A user can be considered super if they belong to a role or user group with a super
permission, or if they have super: true
directly on their account.
Super users are the only ones that are able to configure the site through the Control Panel. They can create and delete content collections (entry collections, taxonomies, global sets, asset containers, etc); manage fieldsets, edit system settings, and more.
Roles
Assigning permissions one at a time per-user would be a tedious endeavor, much like cleaning up a bucket of Lego bricks dumped out on your kitchen floor with one hand.
For that very reason, Roles exist. A Role is simply a reusable group of Permissions that can be assigned to users and groups. For example, you could create an Editor role that had all the necessary permissions to create, edit, and delete content, but no access whatsoever to modify site settings or work with system tools.
A User can hold multiple Roles and it makes no difference whether there is a lot, a little, or no overlap between them. The Permissions are additive, which means if one Role gives you a Permission, no other Role can take it away. Keep that in mind as you design the best Roles for your workflow.
It is through the Roles interface that you even access the available Permissions. There is no limit to the number of Roles you can create. Feel free to get creative. We’ve heard rumors of a “Bacon Aficionado” Role out there in the wild, and if you’re reading this and can give us access, we formally request an invite. We’ll bring the shrimp.
Roles are created and managed in Configure » Users
, assuming you have necessary permissions to access it.

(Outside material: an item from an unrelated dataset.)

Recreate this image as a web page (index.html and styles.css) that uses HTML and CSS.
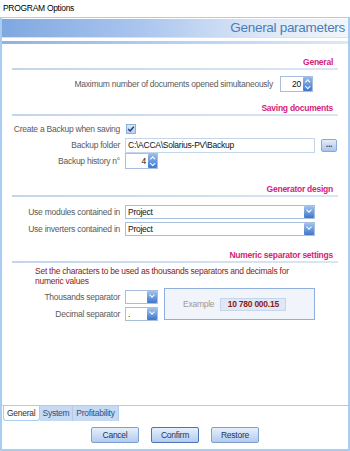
FILE: index.html
```html
<!DOCTYPE html>
<html>
<head>
<title>PROGRAM Options</title>
<link rel="stylesheet" href="styles.css">
</head>
<body>
<div class="TitleBar">PROGRAM Options</div>
<div class="Window">
   <div class="Header">General parameters</div>
   <div class="Stripe"></div>
   <div class="Panel">

      <div class="Section First">General</div>
      <div class="Rule"></div>
      <div class="Row RowWide">
         <span class="Label">Maximum number of documents opened simultaneously</span>
         <span class="Spin"><span class="Value">20</span><span class="SpinBtn"><i class="Up"></i><i class="Down"></i></span></span>
      </div>

      <div class="Section Gap10">Saving documents</div>
      <div class="Rule"></div>
      <div class="Block5">
         <div class="Row">
            <span class="Label">Create a Backup when saving</span>
            <span class="Check"><svg width="8" height="8" viewBox="0 0 8 8"><path d="M1.2 4 L3.2 6 L6.8 1.8" fill="none" stroke="#1d3f86" stroke-width="1.5"/></svg></span>
         </div>
         <div class="Row">
            <span class="Label">Backup folder</span>
            <span class="Text">C:\ACCA\Solarius-PV\Backup</span>
            <span class="Dots">...</span>
         </div>
         <div class="Row">
            <span class="Label">Backup history n°</span>
            <span class="Spin"><span class="Value">4</span><span class="SpinBtn"><i class="Up"></i><i class="Down"></i></span></span>
         </div>
      </div>

      <div class="Section Gap14">Generator design</div>
      <div class="Rule"></div>
      <div class="Block6">
         <div class="Row Tall">
            <span class="Label">Use modules contained in</span>
            <span class="Combo Long"><span class="ComboText">Project</span><span class="Drop"></span></span>
         </div>
         <div class="Row Tall">
            <span class="Label">Use inverters contained in</span>
            <span class="Combo Long"><span class="ComboText">Project</span><span class="Drop"></span></span>
         </div>
      </div>

      <div class="Section Gap12">Numeric separator settings</div>
      <div class="Rule"></div>
      <div class="Note">Set the characters to be used as thousands separators and decimals for numeric values</div>
      <div class="SepArea">
         <div class="SepRows">
            <div class="Row Tall">
               <span class="Label">Thousands separator</span>
               <span class="Combo Short"><span class="ComboText"></span><span class="Drop"></span></span>
            </div>
            <div class="Row Tall">
               <span class="Label">Decimal separator</span>
               <span class="Combo Short"><span class="ComboText">.</span><span class="Drop"></span></span>
            </div>
         </div>
         <div class="Example">
            <span class="ExLabel">Example</span>
            <span class="ExValue">10 780 000.15</span>
         </div>
      </div>

   </div>
   <div class="Tabs">
      <span class="Tab Active">General</span>
      <span class="Tab">System</span>
      <span class="Tab">Profitability</span>
   </div>
   <div class="Buttons">
      <span class="Button">Cancel</span>
      <span class="Button Default">Confirm</span>
      <span class="Button">Restore</span>
   </div>
</div>
</body>
</html>
```
FILE: styles.css
```css
html, body
{
   margin: 0;
   padding: 0;
   background: white;
}
body
{
   width: 350px;
   height: 451px;
   font-family: 'Liberation Sans', Arial, sans-serif;
   font-size: 8.5px;
   letter-spacing: -0.25px;
   color: #5a5a5a;
   overflow: hidden;
}
.TitleBar
{
   height: 17px;
   line-height: 17px;
   padding-left: 3px;
   font-size: 8.5px;
   letter-spacing: -0.3px;
   color: #000;
}
.Window
{
   height: 431px;
   border: 2px solid #a8ccf2;
   border-top: 1px solid #a8ccf2;
   display: flex;
   flex-direction: column;
}
.Header
{
   height: 18px;
   line-height: 18px;
   margin-top: 1px;
   padding-right: 3px;
   text-align: right;
   font-size: 13.5px;
   letter-spacing: -0.3px;
   color: #4b7cb8;
   background: linear-gradient(to right, #7fa8e1, #aac5ee 40%, #dce7f7 75%, #f2f6fc);
   border-bottom: 1px solid #d5e2f4;
}
.Stripe
{
   height: 3px;
   margin-top: 3px;
   background: linear-gradient(to right, #8fb2e5, #b7cff1 50%, #dde8f7);
}
.Panel
{
   flex: 1;
   padding: 0 10px 0 8px;
   border-bottom: 1px solid #a8ccf2;
}
.Section
{
   height: 12px;
   line-height: 12px;
   text-align: right;
   padding-right: 5px;
   font-weight: bold;
   color: #d4237a;
}
.First  { margin-top: 12px; }
.Gap10  { margin-top: 10px; }
.Gap12  { margin-top: 12px; }
.Gap14  { margin-top: 14px; }
.Block5 { margin-top: 5px; }
.Block6 { margin-top: 6px; }
.Rule
{
   height: 2px;
   margin: 0 0 0 2px;
   background: linear-gradient(to right, #c3d5ec, #dbe6f4);
}
.Row
{
   display: flex;
   align-items: center;
   height: 16px;
}
.Tall
{
   height: 17px;
}
.Label
{
   width: 110px;
   text-align: right;
   margin-right: 5px;
   white-space: nowrap;
}
.RowWide
{
   margin-top: 6px;
}
.RowWide .Label
{
   width: 263px;
   margin-right: 7px;
}
.Spin
{
   display: flex;
   width: 31px;
   height: 14px;
   border: 1px solid #a7bedc;
   background: white;
}
.Value
{
   flex: 1;
   text-align: right;
   line-height: 14px;
   padding-right: 2px;
   color: #111;
}
.SpinBtn
{
   width: 9px;
   display: flex;
   flex-direction: column;
   background: linear-gradient(#94baec, #3f78cf);
   border-radius: 1px;
}
.SpinBtn i
{
   flex: 1;
   position: relative;
}
.SpinBtn i::after
{
   content: '';
   position: absolute;
   left: 2.5px;
   width: 2.5px;
   height: 2.5px;
   border-left: 1px solid white;
   border-top: 1px solid white;
}
.Up::after
{
   top: 2.5px;
   transform: rotate(45deg);
}
.Down::after
{
   top: 0.5px;
   transform: rotate(225deg);
}
.Check
{
   width: 8px;
   height: 8px;
   margin-left: 1px;
   border: 1px solid #8eb0dc;
   background: linear-gradient(#dbe7f7, #b9cfee);
   display: flex;
}
.Text
{
   width: 186px;
   height: 13px;
   line-height: 13px;
   border: 1px solid #c6d6ea;
   background: white;
   color: #111;
   padding-left: 2px;
}
.Dots
{
   width: 14px;
   height: 11px;
   margin-left: 6px;
   line-height: 8px;
   text-align: center;
   border: 1px solid #8aa8d6;
   border-radius: 2px;
   background: linear-gradient(#e2ecfa, #a9c5ee);
   color: #1d3f86;
   font-weight: bold;
}
.Combo
{
   display: flex;
   height: 12px;
   border: 1px solid #a7bedc;
   background: white;
}
.ComboText
{
   flex: 1;
   line-height: 12px;
   padding-left: 2px;
   color: #111;
}
.Drop
{
   width: 10px;
   position: relative;
   background: linear-gradient(#a3c3ef, #3d76cd);
   border-radius: 1px;
}
.Drop::after
{
   content: '';
   position: absolute;
   left: 3px;
   top: 2.5px;
   width: 3px;
   height: 3px;
   border-right: 1.5px solid white;
   border-bottom: 1.5px solid white;
   transform: rotate(45deg);
}
.Long
{
   width: 188px;
}
.Short
{
   width: 31px;
}
.Note
{
   margin: 3px 0 0 25px;
   line-height: 10px;
   color: #8b1a1a;
   width: 260px;
}
.SepArea
{
   display: flex;
   margin-top: 2px;
}
.Example
{
   margin-left: 6px;
   width: 149px;
   height: 30px;
   border: 1px solid #8fb0dd;
   background: #f1f5fb;
   display: flex;
   align-items: center;
}
.ExLabel
{
   margin-left: 18px;
   color: #9a9a9a;
}
.ExValue
{
   margin-left: 6px;
   width: 64px;
   height: 11px;
   line-height: 11px;
   text-align: center;
   background: #dfe8f5;
   border: 1px solid #c6d6ea;
   color: #8b1a1a;
   font-weight: bold;
}
.Tabs
{
   display: flex;
   padding-left: 1px;
   height: 15px;
}
.Tab
{
   padding: 0 3px;
   line-height: 14px;
   background: #c6daf3;
   border-right: 1px solid #b3cbea;
   color: #2f4f80;
}
.Tab.Active
{
   background: white;
   color: #333;
   border: 1px solid #a8ccf2;
   border-top: none;
   border-radius: 0 0 3px 3px;
}
.Buttons
{
   display: flex;
   justify-content: center;
   gap: 12px;
   margin-top: 6px;
   padding-bottom: 6px;
}
.Button
{
   width: 46px;
   height: 14px;
   line-height: 14px;
   text-align: center;
   border: 1px solid #7f9fd1;
   border-radius: 2px;
   background: linear-gradient(#e6effb, #b3cbef);
   color: #1d3561;
}
.Default
{
   border-color: #4f72b5;
}
```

It so happens that when roles are created via the Control Panel (CP) they are identified under the hood in /site/settings/users/roles.yaml
by a system-created alphanumeric ID, such as:
d32e14fb-08c9-44c2-aaf8-21200852bafd:
title: Admin
permissions:
- super
This works just fine, as such IDs are never seen by folks who interact with the site exclusively via the CP. However, if you are setting up your site by hand, you can opt to define roles yourself by editing .../roles.yaml
and give them more human-readable names. For instance,
admin:
title: Admin
permissions:
- super
Both approaches work equally well, but the latter may be more convenient for hands-on programmers.
Groups
Just in case you have a complex publishing workflow or lots of cooks in the kitchen (metaphorically speaking of course - if you have lots of real cooks we’d like to try what you’re cooking and formally request invites to this event too), assigning multiple Permissions to every User can also be tedious, as are an over abundance of metaphors and subtexts.
Enter: User Groups. When a User registers on your site, or you create a user and invite them, you can isolate them to a specific group. Each group has its own assigned Roles, which makes the entire Role assigning process hands-off and automated.
Groups are created and managed in Configure » Users
, again assuming you have the necessary permissions to access it.
Conclusion
To explain this any further would likely be futile. Log into the Control Panel, head to the Configure
area, and start clicking. We’re pretty sure you can take it from here.